REQUEST - Single out the lines of the material that contain "styles" and copy them.

DATA PROVIDED -
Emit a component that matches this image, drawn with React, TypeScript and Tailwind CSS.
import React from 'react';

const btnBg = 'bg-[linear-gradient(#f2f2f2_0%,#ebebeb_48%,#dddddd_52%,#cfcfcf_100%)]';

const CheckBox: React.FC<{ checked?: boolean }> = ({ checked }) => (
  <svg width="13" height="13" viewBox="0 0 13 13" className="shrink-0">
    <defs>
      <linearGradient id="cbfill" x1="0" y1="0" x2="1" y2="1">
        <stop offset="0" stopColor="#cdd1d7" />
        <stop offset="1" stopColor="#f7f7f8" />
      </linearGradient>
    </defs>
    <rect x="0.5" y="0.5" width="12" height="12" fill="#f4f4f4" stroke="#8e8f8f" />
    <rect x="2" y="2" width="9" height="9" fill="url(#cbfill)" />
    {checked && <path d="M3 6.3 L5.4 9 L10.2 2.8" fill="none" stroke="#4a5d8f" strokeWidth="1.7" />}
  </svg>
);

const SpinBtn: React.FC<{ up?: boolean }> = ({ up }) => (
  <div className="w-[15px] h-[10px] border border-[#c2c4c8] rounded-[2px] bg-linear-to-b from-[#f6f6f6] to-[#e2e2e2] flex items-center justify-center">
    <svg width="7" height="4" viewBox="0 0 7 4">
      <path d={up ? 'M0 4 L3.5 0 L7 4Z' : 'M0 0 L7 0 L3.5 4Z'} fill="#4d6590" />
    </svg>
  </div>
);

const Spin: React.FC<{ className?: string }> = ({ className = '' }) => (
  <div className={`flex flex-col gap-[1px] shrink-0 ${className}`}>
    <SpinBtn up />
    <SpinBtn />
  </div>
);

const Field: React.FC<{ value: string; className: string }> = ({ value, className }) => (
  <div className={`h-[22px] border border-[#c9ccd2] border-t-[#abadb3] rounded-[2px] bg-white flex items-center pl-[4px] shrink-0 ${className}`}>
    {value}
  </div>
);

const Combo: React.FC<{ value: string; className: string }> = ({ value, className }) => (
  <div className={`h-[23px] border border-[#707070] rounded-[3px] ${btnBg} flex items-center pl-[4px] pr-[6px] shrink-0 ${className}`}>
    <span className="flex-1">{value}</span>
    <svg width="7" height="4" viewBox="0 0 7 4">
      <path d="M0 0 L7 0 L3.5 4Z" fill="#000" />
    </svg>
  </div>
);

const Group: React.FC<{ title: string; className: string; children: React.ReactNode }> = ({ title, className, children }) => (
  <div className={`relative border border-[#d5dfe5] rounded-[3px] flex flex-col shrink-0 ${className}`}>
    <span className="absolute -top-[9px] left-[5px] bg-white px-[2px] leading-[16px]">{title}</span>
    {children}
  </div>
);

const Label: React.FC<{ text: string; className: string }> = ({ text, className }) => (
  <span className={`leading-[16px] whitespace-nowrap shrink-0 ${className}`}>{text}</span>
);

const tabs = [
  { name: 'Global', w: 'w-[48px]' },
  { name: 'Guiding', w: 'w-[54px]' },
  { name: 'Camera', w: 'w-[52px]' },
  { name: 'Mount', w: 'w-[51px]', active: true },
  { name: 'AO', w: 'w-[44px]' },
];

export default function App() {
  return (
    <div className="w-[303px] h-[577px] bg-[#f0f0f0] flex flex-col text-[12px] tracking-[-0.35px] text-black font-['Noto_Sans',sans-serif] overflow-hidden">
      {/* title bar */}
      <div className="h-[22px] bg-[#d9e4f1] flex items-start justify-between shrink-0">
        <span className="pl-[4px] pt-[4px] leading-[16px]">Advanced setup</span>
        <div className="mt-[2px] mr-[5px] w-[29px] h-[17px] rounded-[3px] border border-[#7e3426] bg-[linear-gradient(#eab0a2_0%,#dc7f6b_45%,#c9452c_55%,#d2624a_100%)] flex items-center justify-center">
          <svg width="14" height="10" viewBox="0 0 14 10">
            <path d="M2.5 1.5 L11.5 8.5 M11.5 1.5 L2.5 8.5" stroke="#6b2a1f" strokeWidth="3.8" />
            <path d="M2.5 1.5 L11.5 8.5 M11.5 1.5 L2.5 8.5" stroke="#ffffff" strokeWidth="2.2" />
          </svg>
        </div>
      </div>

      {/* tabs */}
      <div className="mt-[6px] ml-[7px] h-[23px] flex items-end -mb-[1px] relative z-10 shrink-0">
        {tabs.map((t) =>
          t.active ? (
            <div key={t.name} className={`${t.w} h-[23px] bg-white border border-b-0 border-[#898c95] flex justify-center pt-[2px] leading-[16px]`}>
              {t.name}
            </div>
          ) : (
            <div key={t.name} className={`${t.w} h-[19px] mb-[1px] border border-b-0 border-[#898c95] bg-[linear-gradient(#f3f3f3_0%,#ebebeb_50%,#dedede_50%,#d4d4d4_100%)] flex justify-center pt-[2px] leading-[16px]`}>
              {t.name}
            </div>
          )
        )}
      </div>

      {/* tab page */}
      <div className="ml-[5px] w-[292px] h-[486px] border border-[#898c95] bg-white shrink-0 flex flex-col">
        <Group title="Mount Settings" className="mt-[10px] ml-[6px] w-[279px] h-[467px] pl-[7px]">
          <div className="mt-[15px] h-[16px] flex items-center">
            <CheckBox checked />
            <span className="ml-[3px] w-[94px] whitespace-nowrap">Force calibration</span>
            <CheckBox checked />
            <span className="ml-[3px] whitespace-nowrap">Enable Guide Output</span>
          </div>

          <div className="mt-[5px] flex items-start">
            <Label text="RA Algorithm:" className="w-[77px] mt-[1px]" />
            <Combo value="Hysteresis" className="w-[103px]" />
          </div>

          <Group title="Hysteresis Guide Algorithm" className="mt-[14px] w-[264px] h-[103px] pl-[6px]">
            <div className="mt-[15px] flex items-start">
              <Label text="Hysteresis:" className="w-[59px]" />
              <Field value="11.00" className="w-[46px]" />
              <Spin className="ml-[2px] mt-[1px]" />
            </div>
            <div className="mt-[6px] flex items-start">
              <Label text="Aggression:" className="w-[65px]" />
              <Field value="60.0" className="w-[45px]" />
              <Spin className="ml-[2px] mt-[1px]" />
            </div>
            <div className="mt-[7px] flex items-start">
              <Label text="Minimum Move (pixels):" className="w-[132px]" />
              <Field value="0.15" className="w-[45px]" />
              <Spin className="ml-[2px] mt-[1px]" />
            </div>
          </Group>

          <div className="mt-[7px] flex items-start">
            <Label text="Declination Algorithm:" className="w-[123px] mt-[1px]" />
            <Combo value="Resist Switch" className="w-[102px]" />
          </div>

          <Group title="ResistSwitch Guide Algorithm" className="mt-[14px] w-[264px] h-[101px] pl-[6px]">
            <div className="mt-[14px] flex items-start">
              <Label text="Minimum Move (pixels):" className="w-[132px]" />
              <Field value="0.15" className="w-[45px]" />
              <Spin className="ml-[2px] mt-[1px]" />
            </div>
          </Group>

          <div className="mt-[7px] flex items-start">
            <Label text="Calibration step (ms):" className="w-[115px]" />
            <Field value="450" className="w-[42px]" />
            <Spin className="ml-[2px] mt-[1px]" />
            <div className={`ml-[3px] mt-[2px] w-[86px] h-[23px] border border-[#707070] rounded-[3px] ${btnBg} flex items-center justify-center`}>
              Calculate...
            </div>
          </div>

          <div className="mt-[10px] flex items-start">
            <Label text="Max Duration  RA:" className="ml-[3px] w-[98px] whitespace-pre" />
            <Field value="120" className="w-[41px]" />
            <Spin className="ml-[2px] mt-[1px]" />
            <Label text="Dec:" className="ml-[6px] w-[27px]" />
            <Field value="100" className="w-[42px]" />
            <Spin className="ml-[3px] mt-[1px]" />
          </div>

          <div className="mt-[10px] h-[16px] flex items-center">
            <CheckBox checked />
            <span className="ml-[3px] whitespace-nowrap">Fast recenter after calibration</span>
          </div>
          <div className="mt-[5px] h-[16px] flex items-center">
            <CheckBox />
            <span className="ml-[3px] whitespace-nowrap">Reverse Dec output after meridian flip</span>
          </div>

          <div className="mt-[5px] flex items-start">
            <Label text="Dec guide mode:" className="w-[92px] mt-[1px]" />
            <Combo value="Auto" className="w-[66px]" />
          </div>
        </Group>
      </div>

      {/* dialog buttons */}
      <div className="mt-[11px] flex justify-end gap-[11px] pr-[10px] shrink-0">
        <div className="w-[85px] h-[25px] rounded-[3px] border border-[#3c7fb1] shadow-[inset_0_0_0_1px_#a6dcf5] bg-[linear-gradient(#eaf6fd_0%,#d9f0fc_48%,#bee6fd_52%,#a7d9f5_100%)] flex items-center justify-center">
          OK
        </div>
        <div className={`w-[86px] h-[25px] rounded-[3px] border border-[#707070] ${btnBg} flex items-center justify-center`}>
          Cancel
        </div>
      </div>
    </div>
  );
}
--
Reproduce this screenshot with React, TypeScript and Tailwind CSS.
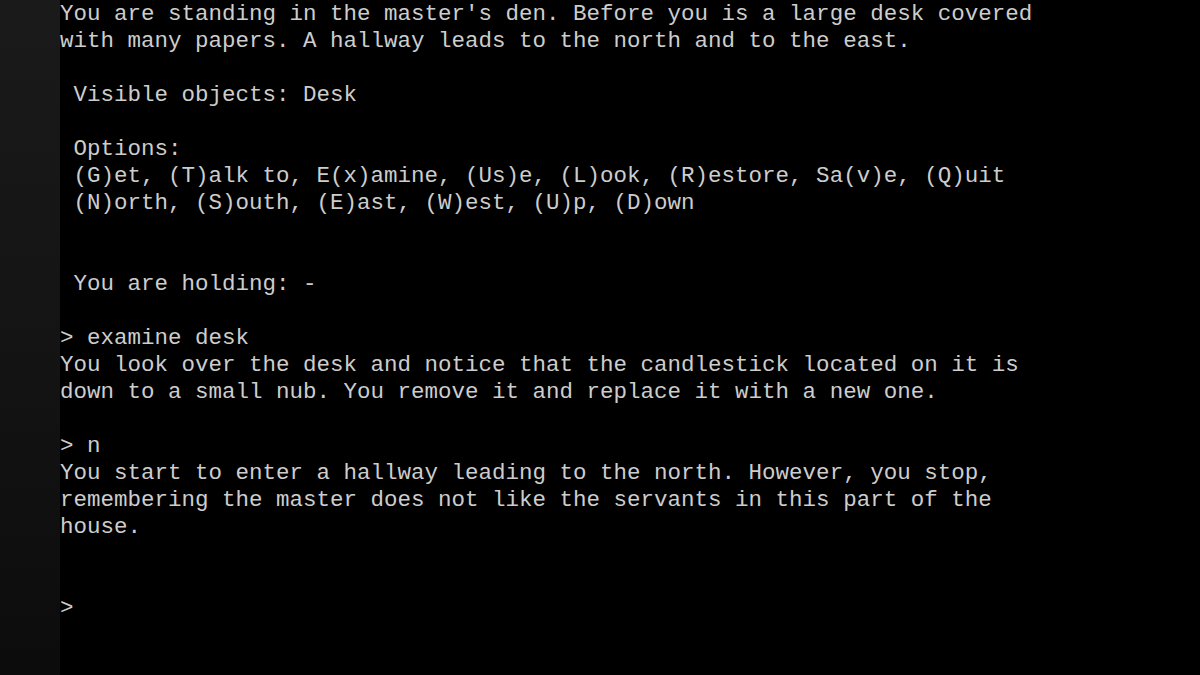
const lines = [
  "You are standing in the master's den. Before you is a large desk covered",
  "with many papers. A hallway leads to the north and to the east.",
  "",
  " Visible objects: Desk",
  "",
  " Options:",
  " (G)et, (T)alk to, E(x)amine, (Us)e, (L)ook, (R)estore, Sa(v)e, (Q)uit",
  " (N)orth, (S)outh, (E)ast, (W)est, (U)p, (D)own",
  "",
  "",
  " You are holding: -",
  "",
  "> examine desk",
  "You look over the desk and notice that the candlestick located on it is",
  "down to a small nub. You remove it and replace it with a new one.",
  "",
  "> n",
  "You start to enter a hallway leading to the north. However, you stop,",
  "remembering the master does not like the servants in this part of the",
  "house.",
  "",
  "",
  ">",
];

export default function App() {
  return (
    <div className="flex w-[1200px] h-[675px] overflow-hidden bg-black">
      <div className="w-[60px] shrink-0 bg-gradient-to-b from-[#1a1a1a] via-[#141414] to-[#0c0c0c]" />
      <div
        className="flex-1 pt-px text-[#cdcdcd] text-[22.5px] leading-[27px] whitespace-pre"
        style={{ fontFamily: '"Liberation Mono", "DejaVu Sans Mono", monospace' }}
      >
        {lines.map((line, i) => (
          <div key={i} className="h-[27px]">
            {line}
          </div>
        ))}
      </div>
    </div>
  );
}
==
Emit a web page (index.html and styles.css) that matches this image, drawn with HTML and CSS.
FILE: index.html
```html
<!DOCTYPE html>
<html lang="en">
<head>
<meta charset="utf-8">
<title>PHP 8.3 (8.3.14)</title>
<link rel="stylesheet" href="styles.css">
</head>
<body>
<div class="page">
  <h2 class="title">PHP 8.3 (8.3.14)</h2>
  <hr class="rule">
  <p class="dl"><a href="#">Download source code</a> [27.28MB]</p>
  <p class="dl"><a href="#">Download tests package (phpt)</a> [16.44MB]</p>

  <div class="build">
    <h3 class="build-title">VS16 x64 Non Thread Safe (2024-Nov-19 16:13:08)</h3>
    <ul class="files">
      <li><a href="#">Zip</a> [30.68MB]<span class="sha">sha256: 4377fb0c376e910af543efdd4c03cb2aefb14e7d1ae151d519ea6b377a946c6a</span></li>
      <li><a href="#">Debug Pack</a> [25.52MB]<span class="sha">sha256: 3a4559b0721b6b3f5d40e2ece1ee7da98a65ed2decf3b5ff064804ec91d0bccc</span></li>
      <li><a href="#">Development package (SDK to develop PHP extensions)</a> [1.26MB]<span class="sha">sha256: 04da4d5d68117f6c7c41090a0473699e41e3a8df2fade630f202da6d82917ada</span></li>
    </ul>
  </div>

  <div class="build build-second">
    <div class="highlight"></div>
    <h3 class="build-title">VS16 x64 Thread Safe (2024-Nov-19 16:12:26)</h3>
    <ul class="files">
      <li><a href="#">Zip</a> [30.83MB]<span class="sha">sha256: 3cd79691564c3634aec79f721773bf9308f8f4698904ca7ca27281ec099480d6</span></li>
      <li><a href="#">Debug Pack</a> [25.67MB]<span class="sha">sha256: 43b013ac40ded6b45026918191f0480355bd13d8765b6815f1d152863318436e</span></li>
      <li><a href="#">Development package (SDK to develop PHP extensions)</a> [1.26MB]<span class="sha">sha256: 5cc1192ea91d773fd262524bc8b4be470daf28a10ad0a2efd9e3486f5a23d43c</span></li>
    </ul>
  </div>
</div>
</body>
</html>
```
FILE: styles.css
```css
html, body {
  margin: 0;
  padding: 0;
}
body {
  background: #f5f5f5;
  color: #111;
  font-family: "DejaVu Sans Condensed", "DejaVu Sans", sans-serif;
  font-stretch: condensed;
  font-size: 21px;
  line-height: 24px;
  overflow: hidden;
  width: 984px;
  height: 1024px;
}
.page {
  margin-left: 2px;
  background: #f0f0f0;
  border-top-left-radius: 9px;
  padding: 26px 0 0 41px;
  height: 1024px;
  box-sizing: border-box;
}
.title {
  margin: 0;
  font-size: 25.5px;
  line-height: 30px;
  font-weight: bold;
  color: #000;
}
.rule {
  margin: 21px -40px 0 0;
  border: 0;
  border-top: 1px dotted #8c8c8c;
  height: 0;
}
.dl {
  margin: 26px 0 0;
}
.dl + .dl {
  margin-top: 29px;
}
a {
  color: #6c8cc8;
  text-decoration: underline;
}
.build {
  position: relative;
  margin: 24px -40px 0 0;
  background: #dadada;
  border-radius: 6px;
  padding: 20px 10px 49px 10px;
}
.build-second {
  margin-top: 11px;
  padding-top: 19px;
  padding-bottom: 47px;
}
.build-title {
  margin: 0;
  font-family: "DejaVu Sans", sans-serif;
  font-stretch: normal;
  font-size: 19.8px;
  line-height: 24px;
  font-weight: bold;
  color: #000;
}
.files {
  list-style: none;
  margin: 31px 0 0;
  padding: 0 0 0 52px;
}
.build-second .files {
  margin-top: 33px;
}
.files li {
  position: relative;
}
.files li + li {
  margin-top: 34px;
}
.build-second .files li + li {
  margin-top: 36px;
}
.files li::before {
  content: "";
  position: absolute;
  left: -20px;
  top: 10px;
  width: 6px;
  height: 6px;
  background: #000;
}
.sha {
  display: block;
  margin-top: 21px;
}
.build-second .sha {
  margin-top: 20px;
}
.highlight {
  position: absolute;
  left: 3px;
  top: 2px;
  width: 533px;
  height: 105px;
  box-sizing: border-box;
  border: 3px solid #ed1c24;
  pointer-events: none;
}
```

COMPLETED EXERCISE -
Emit a web page (index.html and styles.css) that matches this image, drawn with HTML and CSS.
<link rel="stylesheet" href="styles.css">
FILE: styles.css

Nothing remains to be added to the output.